[start]

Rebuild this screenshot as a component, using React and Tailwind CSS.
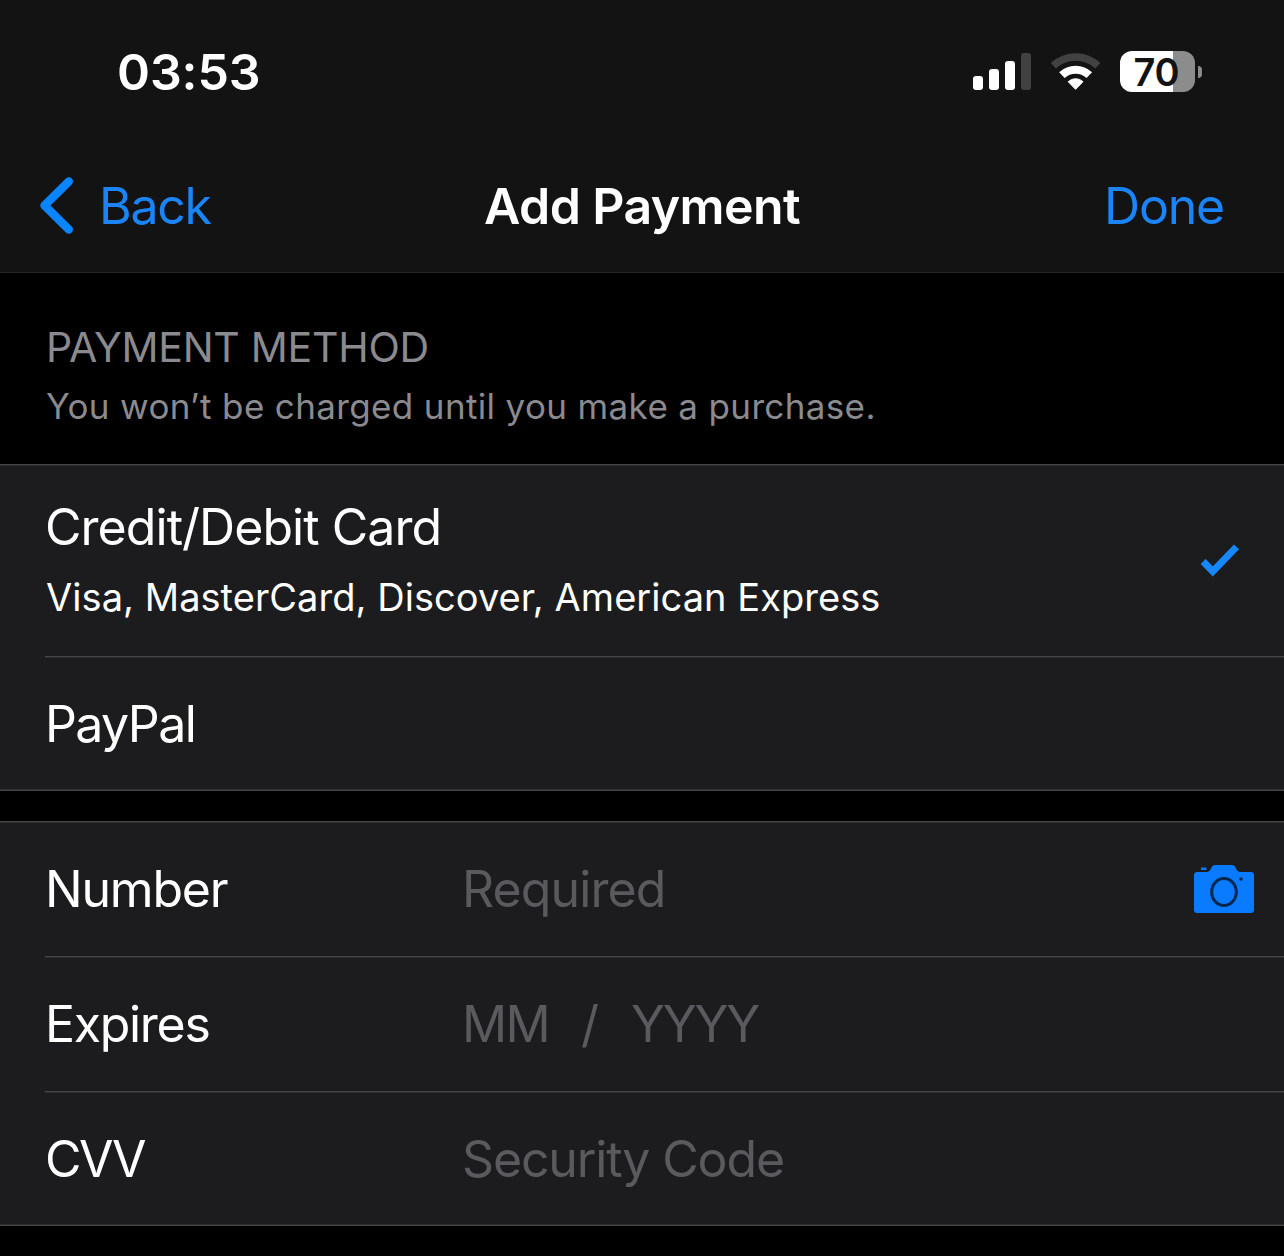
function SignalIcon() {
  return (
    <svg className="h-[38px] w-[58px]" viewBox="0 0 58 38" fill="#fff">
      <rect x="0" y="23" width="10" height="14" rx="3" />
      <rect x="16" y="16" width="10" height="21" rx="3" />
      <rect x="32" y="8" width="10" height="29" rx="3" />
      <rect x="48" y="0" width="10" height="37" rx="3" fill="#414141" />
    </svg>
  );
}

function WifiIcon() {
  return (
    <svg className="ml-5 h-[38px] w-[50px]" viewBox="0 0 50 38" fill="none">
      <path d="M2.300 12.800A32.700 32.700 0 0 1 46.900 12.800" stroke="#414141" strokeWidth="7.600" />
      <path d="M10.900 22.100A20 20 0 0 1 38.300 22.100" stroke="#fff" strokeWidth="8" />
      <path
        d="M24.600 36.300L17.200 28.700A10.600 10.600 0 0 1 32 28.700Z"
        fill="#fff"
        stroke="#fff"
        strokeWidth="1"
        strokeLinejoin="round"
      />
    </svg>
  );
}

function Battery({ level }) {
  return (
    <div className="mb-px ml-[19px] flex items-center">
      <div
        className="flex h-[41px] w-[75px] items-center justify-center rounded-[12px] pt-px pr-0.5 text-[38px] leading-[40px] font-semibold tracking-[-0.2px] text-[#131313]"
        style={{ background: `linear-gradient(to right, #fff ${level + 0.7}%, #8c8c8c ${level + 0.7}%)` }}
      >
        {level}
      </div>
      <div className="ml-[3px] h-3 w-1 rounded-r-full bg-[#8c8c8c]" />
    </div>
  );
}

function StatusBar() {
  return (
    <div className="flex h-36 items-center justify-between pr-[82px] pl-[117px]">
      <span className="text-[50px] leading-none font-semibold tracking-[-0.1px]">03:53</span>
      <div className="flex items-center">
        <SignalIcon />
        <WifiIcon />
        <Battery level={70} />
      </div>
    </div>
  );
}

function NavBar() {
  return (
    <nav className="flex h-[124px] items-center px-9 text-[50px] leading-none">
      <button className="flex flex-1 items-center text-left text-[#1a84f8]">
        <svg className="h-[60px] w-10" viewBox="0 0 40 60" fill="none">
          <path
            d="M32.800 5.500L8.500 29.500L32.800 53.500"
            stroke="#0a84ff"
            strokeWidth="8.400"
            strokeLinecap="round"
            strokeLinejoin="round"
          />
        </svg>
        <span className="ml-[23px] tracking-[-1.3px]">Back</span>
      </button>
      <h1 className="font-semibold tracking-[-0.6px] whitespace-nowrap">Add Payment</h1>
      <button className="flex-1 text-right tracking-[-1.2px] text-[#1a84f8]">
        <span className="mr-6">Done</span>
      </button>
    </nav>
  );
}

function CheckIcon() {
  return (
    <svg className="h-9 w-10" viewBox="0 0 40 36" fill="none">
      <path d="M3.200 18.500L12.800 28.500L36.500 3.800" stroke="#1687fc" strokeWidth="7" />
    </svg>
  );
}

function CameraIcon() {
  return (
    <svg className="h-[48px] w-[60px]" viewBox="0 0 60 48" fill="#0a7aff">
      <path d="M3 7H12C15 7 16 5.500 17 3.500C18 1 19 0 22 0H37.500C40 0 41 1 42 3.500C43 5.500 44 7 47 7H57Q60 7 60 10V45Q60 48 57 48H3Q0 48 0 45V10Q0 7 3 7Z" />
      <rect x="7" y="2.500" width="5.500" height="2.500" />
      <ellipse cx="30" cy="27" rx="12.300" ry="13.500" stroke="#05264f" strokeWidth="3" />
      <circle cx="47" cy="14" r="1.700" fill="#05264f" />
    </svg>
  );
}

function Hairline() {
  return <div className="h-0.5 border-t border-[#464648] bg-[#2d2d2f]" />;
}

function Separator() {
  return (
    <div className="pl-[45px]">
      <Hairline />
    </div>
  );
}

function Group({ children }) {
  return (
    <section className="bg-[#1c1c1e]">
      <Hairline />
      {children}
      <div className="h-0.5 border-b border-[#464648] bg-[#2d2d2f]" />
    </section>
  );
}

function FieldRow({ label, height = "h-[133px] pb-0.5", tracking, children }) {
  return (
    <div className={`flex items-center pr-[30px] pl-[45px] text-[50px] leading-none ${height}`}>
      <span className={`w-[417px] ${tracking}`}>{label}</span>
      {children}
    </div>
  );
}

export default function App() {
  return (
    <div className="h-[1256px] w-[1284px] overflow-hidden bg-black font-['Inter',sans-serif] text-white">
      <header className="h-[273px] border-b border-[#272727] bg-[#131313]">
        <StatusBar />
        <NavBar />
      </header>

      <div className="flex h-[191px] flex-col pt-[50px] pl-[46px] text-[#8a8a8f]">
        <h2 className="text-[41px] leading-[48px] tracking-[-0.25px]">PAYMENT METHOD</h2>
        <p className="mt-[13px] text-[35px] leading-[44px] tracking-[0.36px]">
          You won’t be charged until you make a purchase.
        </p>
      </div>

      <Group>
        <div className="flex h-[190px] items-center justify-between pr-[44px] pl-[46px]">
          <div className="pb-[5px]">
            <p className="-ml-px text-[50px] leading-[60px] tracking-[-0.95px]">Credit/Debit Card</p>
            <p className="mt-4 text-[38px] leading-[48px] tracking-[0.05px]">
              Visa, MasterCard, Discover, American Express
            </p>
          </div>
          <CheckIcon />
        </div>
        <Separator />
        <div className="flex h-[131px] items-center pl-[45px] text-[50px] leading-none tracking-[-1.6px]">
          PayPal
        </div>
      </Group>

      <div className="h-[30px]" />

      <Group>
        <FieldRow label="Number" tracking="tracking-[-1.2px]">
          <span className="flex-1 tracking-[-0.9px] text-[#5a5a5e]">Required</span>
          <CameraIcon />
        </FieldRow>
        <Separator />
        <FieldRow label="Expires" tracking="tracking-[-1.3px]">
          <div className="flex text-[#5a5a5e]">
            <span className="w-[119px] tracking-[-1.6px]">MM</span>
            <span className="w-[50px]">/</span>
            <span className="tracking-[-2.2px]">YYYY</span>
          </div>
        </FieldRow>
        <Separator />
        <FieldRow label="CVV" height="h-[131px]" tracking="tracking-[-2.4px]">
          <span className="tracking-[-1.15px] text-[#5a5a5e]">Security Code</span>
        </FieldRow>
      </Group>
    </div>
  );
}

[end]

> _Goal_
Pictures are excluded; copy all other data exactly as shown.

> _Output_
Rebuild this screenshot as a component, using React and Tailwind CSS.
function SignalIcon() {
  return (
    <svg className="h-[38px] w-[58px]" viewBox="0 0 58 38" fill="#fff">
      <rect x="0" y="23" width="10" height="14" rx="3" />
      <rect x="16" y="16" width="10" height="21" rx="3" />
      <rect x="32" y="8" width="10" height="29" rx="3" />
      <rect x="48" y="0" width="10" height="37" rx="3" fill="#414141" />
    </svg>
  );
}

function WifiIcon() {
  return (
    <svg className="ml-5 h-[38px] w-[50px]" viewBox="0 0 50 38" fill="none">
      <path d="M2.300 12.800A32.700 32.700 0 0 1 46.900 12.800" stroke="#414141" strokeWidth="7.600" />
      <path d="M10.900 22.100A20 20 0 0 1 38.300 22.100" stroke="#fff" strokeWidth="8" />
      <path
        d="M24.600 36.300L17.200 28.700A10.600 10.600 0 0 1 32 28.700Z"
        fill="#fff"
        stroke="#fff"
        strokeWidth="1"
        strokeLinejoin="round"
      />
    </svg>
  );
}

function Battery({ level }) {
  return (
    <div className="mb-px ml-[19px] flex items-center">
      <div
        className="flex h-[41px] w-[75px] items-center justify-center rounded-[12px] pt-px pr-0.5 text-[38px] leading-[40px] font-semibold tracking-[-0.2px] text-[#131313]"
        style={{ background: `linear-gradient(to right, #fff ${level + 0.7}%, #8c8c8c ${level + 0.7}%)` }}
      >
        {level}
      </div>
      <div className="ml-[3px] h-3 w-1 rounded-r-full bg-[#8c8c8c]" />
    </div>
  );
}

function StatusBar() {
  return (
    <div className="flex h-36 items-center justify-between pr-[82px] pl-[117px]">
      <span className="text-[50px] leading-none font-semibold tracking-[-0.1px]">03:53</span>
      <div className="flex items-center">
        <SignalIcon />
        <WifiIcon />
        <Battery level={70} />
      </div>
    </div>
  );
}

function NavBar() {
  return (
    <nav className="flex h-[124px] items-center px-9 text-[50px] leading-none">
      <button className="flex flex-1 items-center text-left text-[#1a84f8]">
        <svg className="h-[60px] w-10" viewBox="0 0 40 60" fill="none">
          <path
            d="M32.800 5.500L8.500 29.500L32.800 53.500"
            stroke="#0a84ff"
            strokeWidth="8.400"
            strokeLinecap="round"
            strokeLinejoin="round"
          />
        </svg>
        <span className="ml-[23px] tracking-[-1.3px]">Back</span>
      </button>
      <h1 className="font-semibold tracking-[-0.6px] whitespace-nowrap">Add Payment</h1>
      <button className="flex-1 text-right tracking-[-1.2px] text-[#1a84f8]">
        <span className="mr-6">Done</span>
      </button>
    </nav>
  );
}

function CheckIcon() {
  return (
    <svg className="h-9 w-10" viewBox="0 0 40 36" fill="none">
      <path d="M3.200 18.500L12.800 28.500L36.500 3.800" stroke="#1687fc" strokeWidth="7" />
    </svg>
  );
}

function CameraIcon() {
  return (
    <svg className="h-[48px] w-[60px]" viewBox="0 0 60 48" fill="#0a7aff">
      <path d="M3 7H12C15 7 16 5.500 17 3.500C18 1 19 0 22 0H37.500C40 0 41 1 42 3.500C43 5.500 44 7 47 7H57Q60 7 60 10V45Q60 48 57 48H3Q0 48 0 45V10Q0 7 3 7Z" />
      <rect x="7" y="2.500" width="5.500" height="2.500" />
      <ellipse cx="30" cy="27" rx="12.300" ry="13.500" stroke="#05264f" strokeWidth="3" />
      <circle cx="47" cy="14" r="1.700" fill="#05264f" />
    </svg>
  );
}

function Hairline() {
  return <div className="h-0.5 border-t border-[#464648] bg-[#2d2d2f]" />;
}

function Separator() {
  return (
    <div className="pl-[45px]">
      <Hairline />
    </div>
  );
}

function Group({ children }) {
  return (
    <section className="bg-[#1c1c1e]">
      <Hairline />
      {children}
      <div className="h-0.5 border-b border-[#464648] bg-[#2d2d2f]" />
    </section>
  );
}

function FieldRow({ label, height = "h-[133px] pb-0.5", tracking, children }) {
  return (
    <div className={`flex items-center pr-[30px] pl-[45px] text-[50px] leading-none ${height}`}>
      <span className={`w-[417px] ${tracking}`}>{label}</span>
      {children}
    </div>
  );
}

export default function App() {
  return (
    <div className="h-[1256px] w-[1284px] overflow-hidden bg-black font-['Inter',sans-serif] text-white">
      <header className="h-[273px] border-b border-[#272727] bg-[#131313]">
        <StatusBar />
        <NavBar />
      </header>

      <div className="flex h-[191px] flex-col pt-[50px] pl-[46px] text-[#8a8a8f]">
        <h2 className="text-[41px] leading-[48px] tracking-[-0.25px]">PAYMENT METHOD</h2>
        <p className="mt-[13px] text-[35px] leading-[44px] tracking-[0.36px]">
          You won’t be charged until you make a purchase.
        </p>
      </div>

      <Group>
        <div className="flex h-[190px] items-center justify-between pr-[44px] pl-[46px]">
          <div className="pb-[5px]">
            <p className="-ml-px text-[50px] leading-[60px] tracking-[-0.95px]">Credit/Debit Card</p>
            <p className="mt-4 text-[38px] leading-[48px] tracking-[0.05px]">
              Visa, MasterCard, Discover, American Express
            </p>
          </div>
          <CheckIcon />
        </div>
        <Separator />
        <div className="flex h-[131px] items-center pl-[45px] text-[50px] leading-none tracking-[-1.6px]">
          PayPal
        </div>
      </Group>

      <div className="h-[30px]" />

      <Group>
        <FieldRow label="Number" tracking="tracking-[-1.2px]">
          <span className="flex-1 tracking-[-0.9px] text-[#5a5a5e]">Required</span>
          <CameraIcon />
        </FieldRow>
        <Separator />
        <FieldRow label="Expires" tracking="tracking-[-1.3px]">
          <div className="flex text-[#5a5a5e]">
            <span className="w-[119px] tracking-[-1.6px]">MM</span>
            <span className="w-[50px]">/</span>
            <span className="tracking-[-2.2px]">YYYY</span>
          </div>
        </FieldRow>
        <Separator />
        <FieldRow label="CVV" height="h-[131px]" tracking="tracking-[-2.4px]">
          <span className="tracking-[-1.15px] text-[#5a5a5e]">Security Code</span>
        </FieldRow>
      </Group>
    </div>
  );
}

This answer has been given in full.